Of the songs I’ve heard the best is one called “Doug Yule.” Doug Yule, it will be recalled, was the guy who joined the Velvet Underground after John Cale was dispatched, and who, with reliable if barely inspired work ethic, played Lou’s foil on Loaded. After even Reed had left the band, Yule insisted on making a last Velvets album by himself. This album is effaced from nearly all accounts of the Velvets. Doug Yule, the very height, therefore, of professionalism! Let me quote: “Nico said ‘I cannot make love to Jews anymore’/That’s what she said when she broke it off with Lou./And a man can work, but can he pay his dues anymore?/Like the Velvets in the time before Doug Yule./Doug Yule, Doug Yule/Life just can’t be this cruel/Why can’t I feel the vestige of new beginnings?/Doug Yule, Doug Yule/Spare me one more year through/I swear I have another album in me.”

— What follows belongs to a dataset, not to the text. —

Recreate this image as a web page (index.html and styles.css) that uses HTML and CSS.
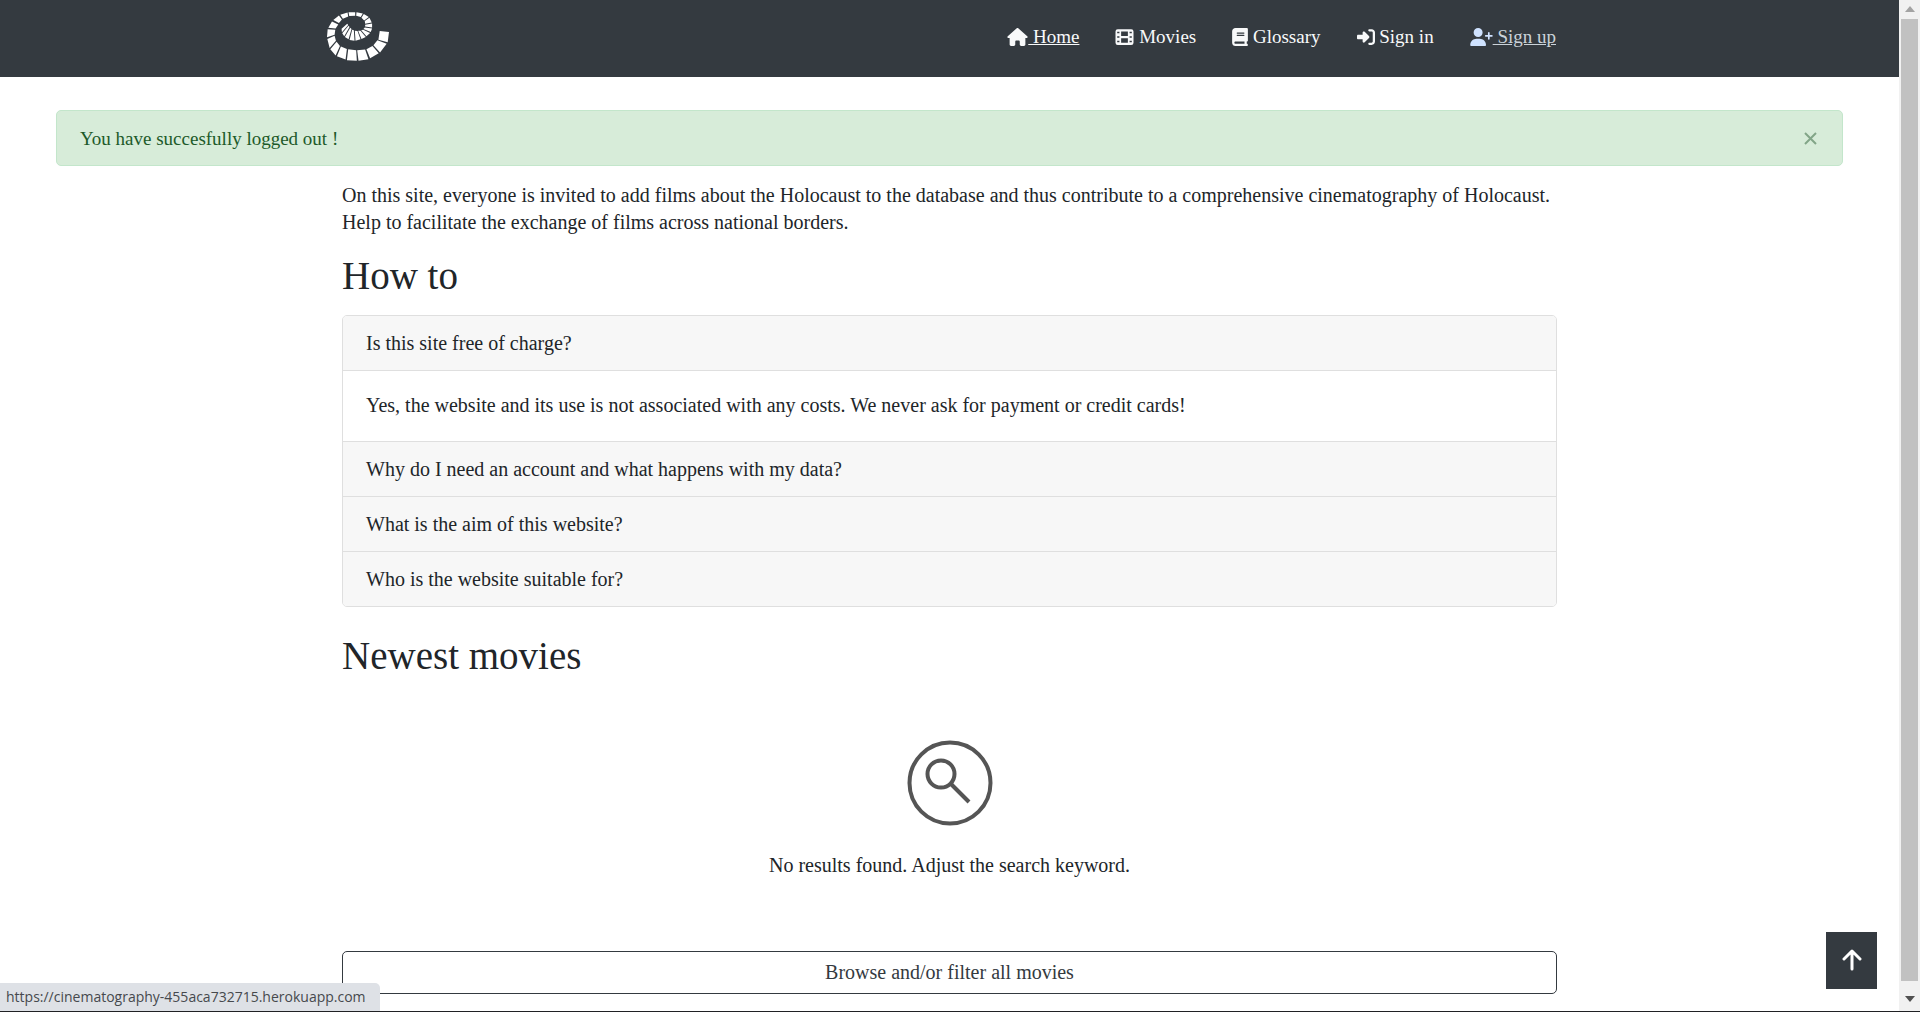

It’s a duet, on this demo, between Tim and Beth Wawerna, she singing the part that Shannon might once have sung with warbly southern dipthongs. You can feel Bracy’s grief, here, his good humor (despite everything), his foreboding, and his absolute love of music history, which undergirds everything he does. But you can also feel, in these demos, Bracy refusing to do something, refusing to finish, committing to some of what neglect offers, which is exile and cunning and pathos, committing to awkwardness, in the face of excess professionalism, in a song about excess professionalism. Which is to say, for good or ill, that Bracy is another gifted songwriter, a sublime songwriter, laboring mostly outside of the music business, making songs for his MySpace page, biding his time. And as a result, in “Doug Yule” he has quite a bit more to say than you’ll find, e.g., in that new single, the one with the preposterous whistling on the bridge, from the famous New Jersey bar band.